Your instructions
Quote all lines below exactly. Images stay out.

Material
####

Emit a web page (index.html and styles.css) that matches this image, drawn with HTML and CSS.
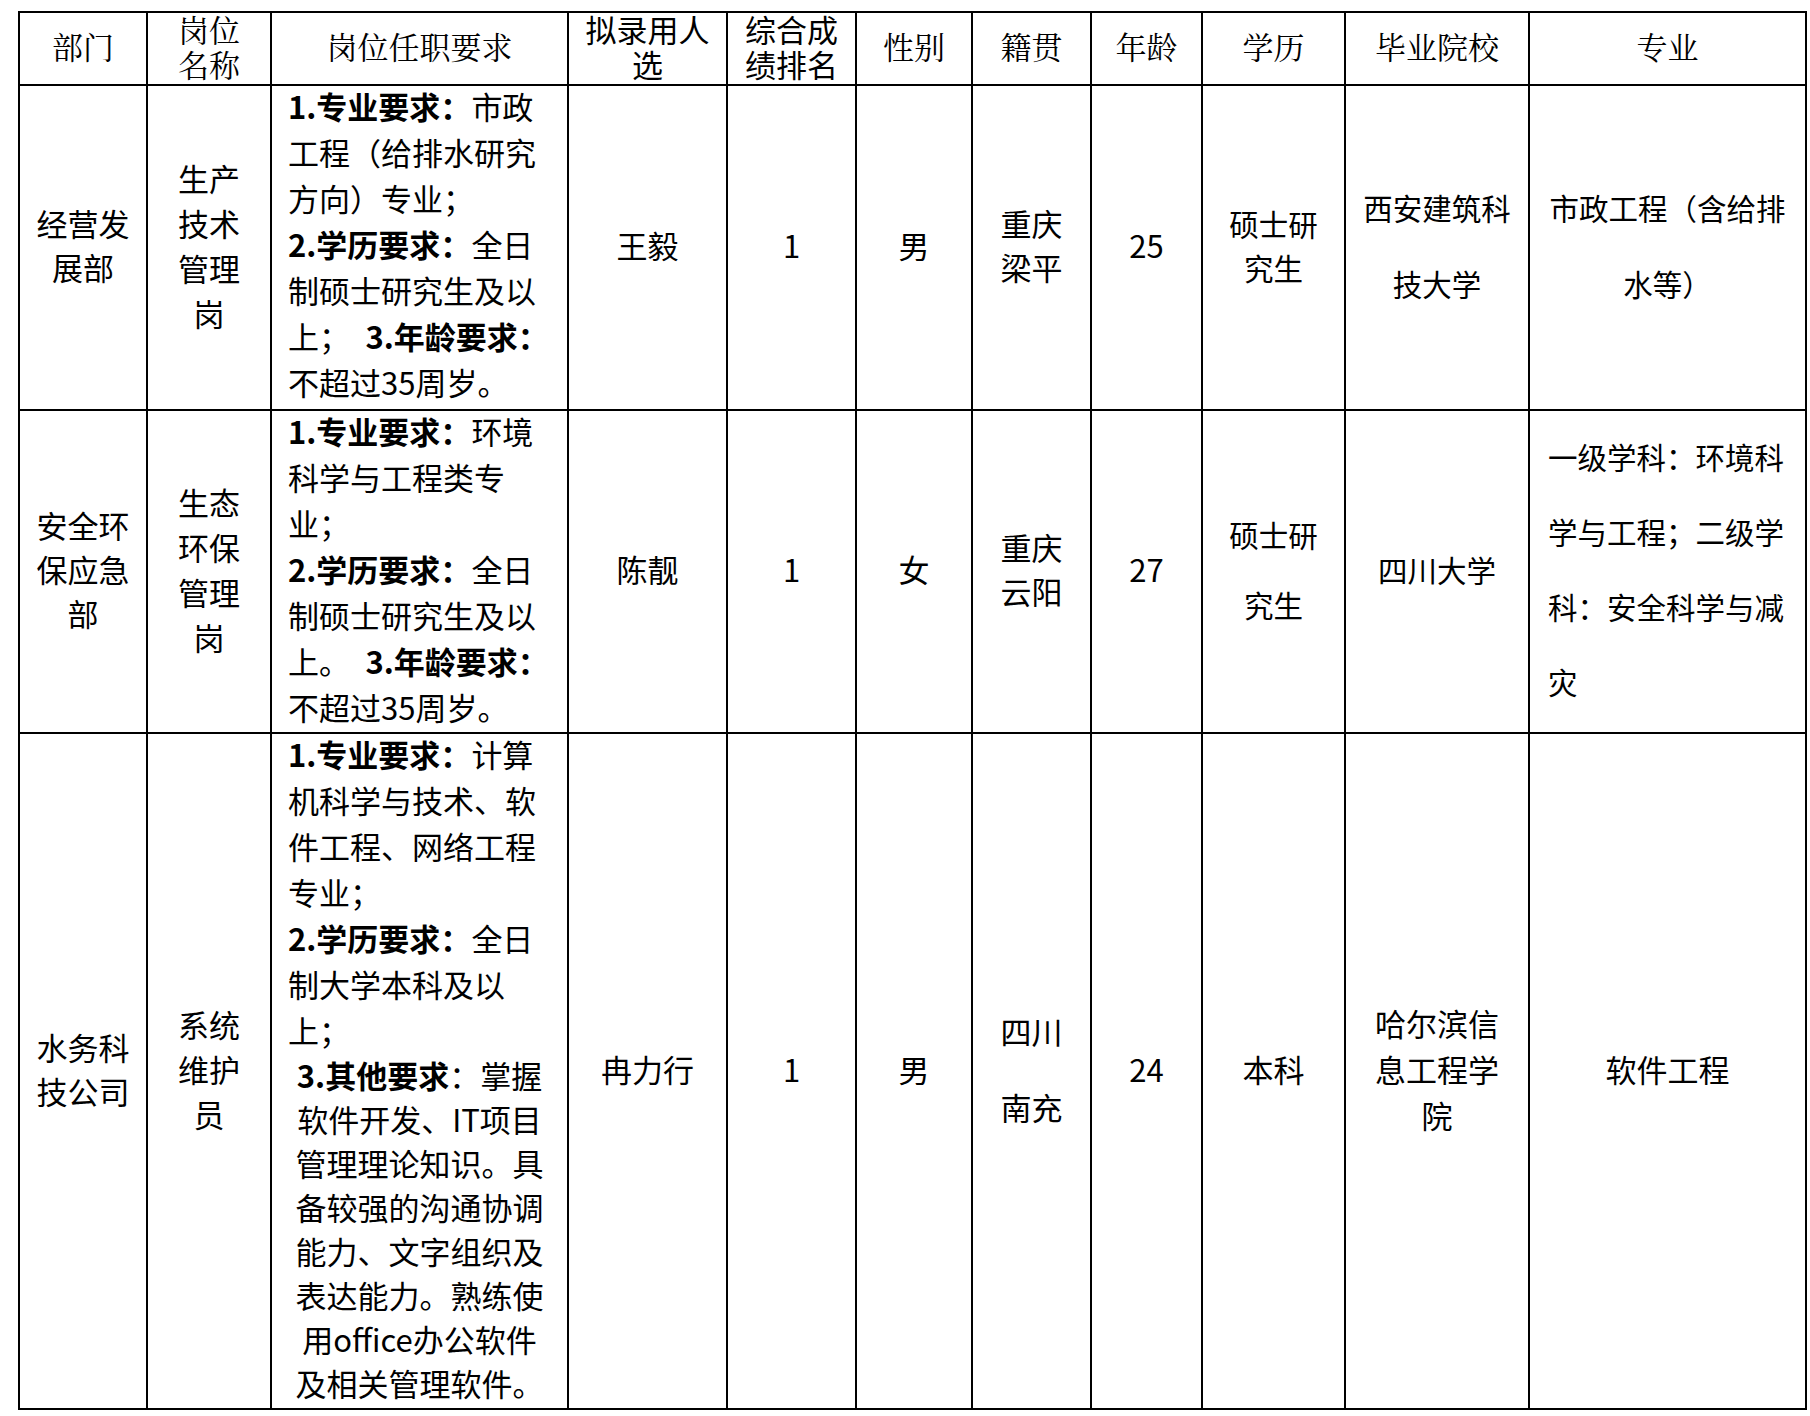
FILE: index.html
```html
<!DOCTYPE html>
<html lang="zh-CN">
<head>
<meta charset="utf-8">
<title>拟录用人员公示</title>
<link rel="stylesheet" href="styles.css">
</head>
<body>
<table class="grid">
  <colgroup>
    <col class="w-dept">
    <col class="w-post">
    <col class="w-req">
    <col class="w-name">
    <col class="w-rank">
    <col class="w-sex">
    <col class="w-origin">
    <col class="w-age">
    <col class="w-edu">
    <col class="w-school">
    <col class="w-major">
  </colgroup>
  <thead>
    <tr class="row-head">
      <th><span class="hd">部门</span></th>
      <th><span class="hd">岗位<br>名称</span></th>
      <th><span class="hd">岗位任职要求</span></th>
      <th class="hd-sans"><span class="hd">拟录用人<br>选</span></th>
      <th class="hd-sans"><span class="hd">综合成<br>绩排名</span></th>
      <th><span class="hd">性别</span></th>
      <th><span class="hd">籍贯</span></th>
      <th><span class="hd">年龄</span></th>
      <th><span class="hd">学历</span></th>
      <th><span class="hd">毕业院校</span></th>
      <th><span class="hd">专业</span></th>
    </tr>
  </thead>
  <tbody>
    <tr class="row-1">
      <td>经营发<br>展部</td>
      <td class="post">生产<br>技术<br>管理<br>岗</td>
      <td class="req"><p class="req-left"><b>1.专业要求：</b>市政<br>工程（给排水研究<br>方向）专业；<br><b>2.学历要求：</b>全日<br>制硕士研究生及以<br>上；&ensp;<b>3.年龄要求：</b><br>不超过35周岁。</p></td>
      <td>王毅</td>
      <td>1</td>
      <td>男</td>
      <td>重庆<br>梁平</td>
      <td>25</td>
      <td class="sm">硕士研<br>究生</td>
      <td class="sm lh-wide">西安建筑科<br>技大学</td>
      <td class="sm lh-wide">市政工程（含给排<br>水等）</td>
    </tr>
    <tr class="row-2">
      <td>安全环<br>保应急<br>部</td>
      <td class="post">生态<br>环保<br>管理<br>岗</td>
      <td class="req"><p class="req-left"><b>1.专业要求：</b>环境<br>科学与工程类专<br>业；<br><b>2.学历要求：</b>全日<br>制硕士研究生及以<br>上。&ensp;<b>3.年龄要求：</b><br>不超过35周岁。</p></td>
      <td>陈靓</td>
      <td>1</td>
      <td>女</td>
      <td>重庆<br>云阳</td>
      <td>27</td>
      <td class="sm lh-mid">硕士研<br>究生</td>
      <td class="sm">四川大学</td>
      <td class="sm lh-major left">一级学科：环境科<br>学与工程；二级学<br>科：安全科学与减<br>灾</td>
    </tr>
    <tr class="row-3">
      <td>水务科<br>技公司</td>
      <td class="post">系统<br>维护<br>员</td>
      <td class="req"><p class="req-left"><b>1.专业要求：</b>计算<br>机科学与技术、软<br>件工程、网络工程<br>专业；<br><b>2.学历要求：</b>全日<br>制大学本科及以<br>上；</p><p class="req-center"><b>3.其他要求</b>：掌握<br>软件开发、IT项目<br>管理理论知识。具<br>备较强的沟通协调<br>能力、文字组织及<br>表达能力。熟练使<br>用office办公软件<br>及相关管理软件。</p></td>
      <td>冉力行</td>
      <td>1</td>
      <td>男</td>
      <td class="lh-wide">四川<br>南充</td>
      <td>24</td>
      <td>本科</td>
      <td class="lh-school">哈尔滨信<br>息工程学<br>院</td>
      <td>软件工程</td>
    </tr>
  </tbody>
</table>
</body>
</html>
```

FILE: styles.css
```css
html, body {
  background: #ffffff;
}

body {
  margin: 0;
  padding: 11px 0 0 18px;
  color: #000000;
  font-family: "Noto Sans CJK SC", "Noto Sans", sans-serif;
}

.grid {
  border-collapse: collapse;
  table-layout: fixed;
  width: 1787px;
}

.w-dept { width: 128px; }
.w-post { width: 124px; }
.w-req { width: 297px; }
.w-name { width: 159px; }
.w-rank { width: 129px; }
.w-sex { width: 116px; }
.w-origin { width: 119px; }
.w-age { width: 111px; }
.w-edu { width: 143px; }
.w-school { width: 184px; }
.w-major { width: 277px; }

.grid th,
.grid td {
  border: 2px solid #000000;
  padding: 0 6px 5px;
  text-align: center;
  vertical-align: middle;
  white-space: nowrap;
}

.grid th {
  font-family: "Noto Serif CJK SC", "Source Han Serif SC", "Noto Sans CJK SC", serif;
  font-weight: normal;
  font-size: 31px;
  line-height: 35px;
  padding: 0 4px;
}

.grid th.hd-sans {
  font-family: "Noto Sans CJK SC", sans-serif;
}

.hd {
  display: block;
  margin-top: -3px;
  margin-bottom: 3px;
}

.grid td {
  font-size: 31px;
  line-height: 44px;
}

.grid td.sm {
  font-size: 29.5px;
}

.row-head { height: 73px; }
.row-1 { height: 325px; }
.row-2 { height: 323px; }
.row-3 { height: 676px; }

.grid td.post {
  line-height: 45px;
}

.grid td.req {
  padding: 0 16px;
  vertical-align: top;
}

.req-left,
.req-center {
  margin: 0;
}

.req-left {
  margin-top: -3px;
  text-align: left;
  line-height: 46px;
}

.req-center {
  text-align: center;
  line-height: 44px;
}

.req b {
  font-weight: bold;
}

.grid td.lh-wide {
  line-height: 76px;
}

.grid td.lh-mid {
  line-height: 70px;
}

.grid td.lh-school {
  line-height: 46px;
}

.grid td.lh-major {
  line-height: 75px;
}

.grid td.left {
  text-align: left;
  padding-left: 18px;
}
```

####

Finished task
Emit a web page (index.html and styles.css) that matches this image, drawn with HTML and CSS.
FILE: index.html
```html
<!DOCTYPE html>
<html lang="zh-CN">
<head>
<meta charset="utf-8">
<title>拟录用人员公示</title>
<link rel="stylesheet" href="styles.css">
</head>
<body>
<table class="grid">
  <colgroup>
    <col class="w-dept">
    <col class="w-post">
    <col class="w-req">
    <col class="w-name">
    <col class="w-rank">
    <col class="w-sex">
    <col class="w-origin">
    <col class="w-age">
    <col class="w-edu">
    <col class="w-school">
    <col class="w-major">
  </colgroup>
  <thead>
    <tr class="row-head">
      <th><span class="hd">部门</span></th>
      <th><span class="hd">岗位<br>名称</span></th>
      <th><span class="hd">岗位任职要求</span></th>
      <th class="hd-sans"><span class="hd">拟录用人<br>选</span></th>
      <th class="hd-sans"><span class="hd">综合成<br>绩排名</span></th>
      <th><span class="hd">性别</span></th>
      <th><span class="hd">籍贯</span></th>
      <th><span class="hd">年龄</span></th>
      <th><span class="hd">学历</span></th>
      <th><span class="hd">毕业院校</span></th>
      <th><span class="hd">专业</span></th>
    </tr>
  </thead>
  <tbody>
    <tr class="row-1">
      <td>经营发<br>展部</td>
      <td class="post">生产<br>技术<br>管理<br>岗</td>
      <td class="req"><p class="req-left"><b>1.专业要求：</b>市政<br>工程（给排水研究<br>方向）专业；<br><b>2.学历要求：</b>全日<br>制硕士研究生及以<br>上；&ensp;<b>3.年龄要求：</b><br>不超过35周岁。</p></td>
      <td>王毅</td>
      <td>1</td>
      <td>男</td>
      <td>重庆<br>梁平</td>
      <td>25</td>
      <td class="sm">硕士研<br>究生</td>
      <td class="sm lh-wide">西安建筑科<br>技大学</td>
      <td class="sm lh-wide">市政工程（含给排<br>水等）</td>
    </tr>
    <tr class="row-2">
      <td>安全环<br>保应急<br>部</td>
      <td class="post">生态<br>环保<br>管理<br>岗</td>
      <td class="req"><p class="req-left"><b>1.专业要求：</b>环境<br>科学与工程类专<br>业；<br><b>2.学历要求：</b>全日<br>制硕士研究生及以<br>上。&ensp;<b>3.年龄要求：</b><br>不超过35周岁。</p></td>
      <td>陈靓</td>
      <td>1</td>
      <td>女</td>
      <td>重庆<br>云阳</td>
      <td>27</td>
      <td class="sm lh-mid">硕士研<br>究生</td>
      <td class="sm">四川大学</td>
      <td class="sm lh-major left">一级学科：环境科<br>学与工程；二级学<br>科：安全科学与减<br>灾</td>
    </tr>
    <tr class="row-3">
      <td>水务科<br>技公司</td>
      <td class="post">系统<br>维护<br>员</td>
      <td class="req"><p class="req-left"><b>1.专业要求：</b>计算<br>机科学与技术、软<br>件工程、网络工程<br>专业；<br><b>2.学历要求：</b>全日<br>制大学本科及以<br>上；</p><p class="req-center"><b>3.其他要求</b>：掌握<br>软件开发、IT项目<br>管理理论知识。具<br>备较强的沟通协调<br>能力、文字组织及<br>表达能力。熟练使<br>用office办公软件<br>及相关管理软件。</p></td>
      <td>冉力行</td>
      <td>1</td>
      <td>男</td>
      <td class="lh-wide">四川<br>南充</td>
      <td>24</td>
      <td>本科</td>
      <td class="lh-school">哈尔滨信<br>息工程学<br>院</td>
      <td>软件工程</td>
    </tr>
  </tbody>
</table>
</body>
</html>
```

FILE: styles.css
```css
html, body {
  background: #ffffff;
}

body {
  margin: 0;
  padding: 11px 0 0 18px;
  color: #000000;
  font-family: "Noto Sans CJK SC", "Noto Sans", sans-serif;
}

.grid {
  border-collapse: collapse;
  table-layout: fixed;
  width: 1787px;
}

.w-dept { width: 128px; }
.w-post { width: 124px; }
.w-req { width: 297px; }
.w-name { width: 159px; }
.w-rank { width: 129px; }
.w-sex { width: 116px; }
.w-origin { width: 119px; }
.w-age { width: 111px; }
.w-edu { width: 143px; }
.w-school { width: 184px; }
.w-major { width: 277px; }

.grid th,
.grid td {
  border: 2px solid #000000;
  padding: 0 6px 5px;
  text-align: center;
  vertical-align: middle;
  white-space: nowrap;
}

.grid th {
  font-family: "Noto Serif CJK SC", "Source Han Serif SC", "Noto Sans CJK SC", serif;
  font-weight: normal;
  font-size: 31px;
  line-height: 35px;
  padding: 0 4px;
}

.grid th.hd-sans {
  font-family: "Noto Sans CJK SC", sans-serif;
}

.hd {
  display: block;
  margin-top: -3px;
  margin-bottom: 3px;
}

.grid td {
  font-size: 31px;
  line-height: 44px;
}

.grid td.sm {
  font-size: 29.5px;
}

.row-head { height: 73px; }
.row-1 { height: 325px; }
.row-2 { height: 323px; }
.row-3 { height: 676px; }

.grid td.post {
  line-height: 45px;
}

.grid td.req {
  padding: 0 16px;
  vertical-align: top;
}

.req-left,
.req-center {
  margin: 0;
}

.req-left {
  margin-top: -3px;
  text-align: left;
  line-height: 46px;
}

.req-center {
  text-align: center;
  line-height: 44px;
}

.req b {
  font-weight: bold;
}

.grid td.lh-wide {
  line-height: 76px;
}

.grid td.lh-mid {
  line-height: 70px;
}

.grid td.lh-school {
  line-height: 46px;
}

.grid td.lh-major {
  line-height: 75px;
}

.grid td.left {
  text-align: left;
  padding-left: 18px;
}
```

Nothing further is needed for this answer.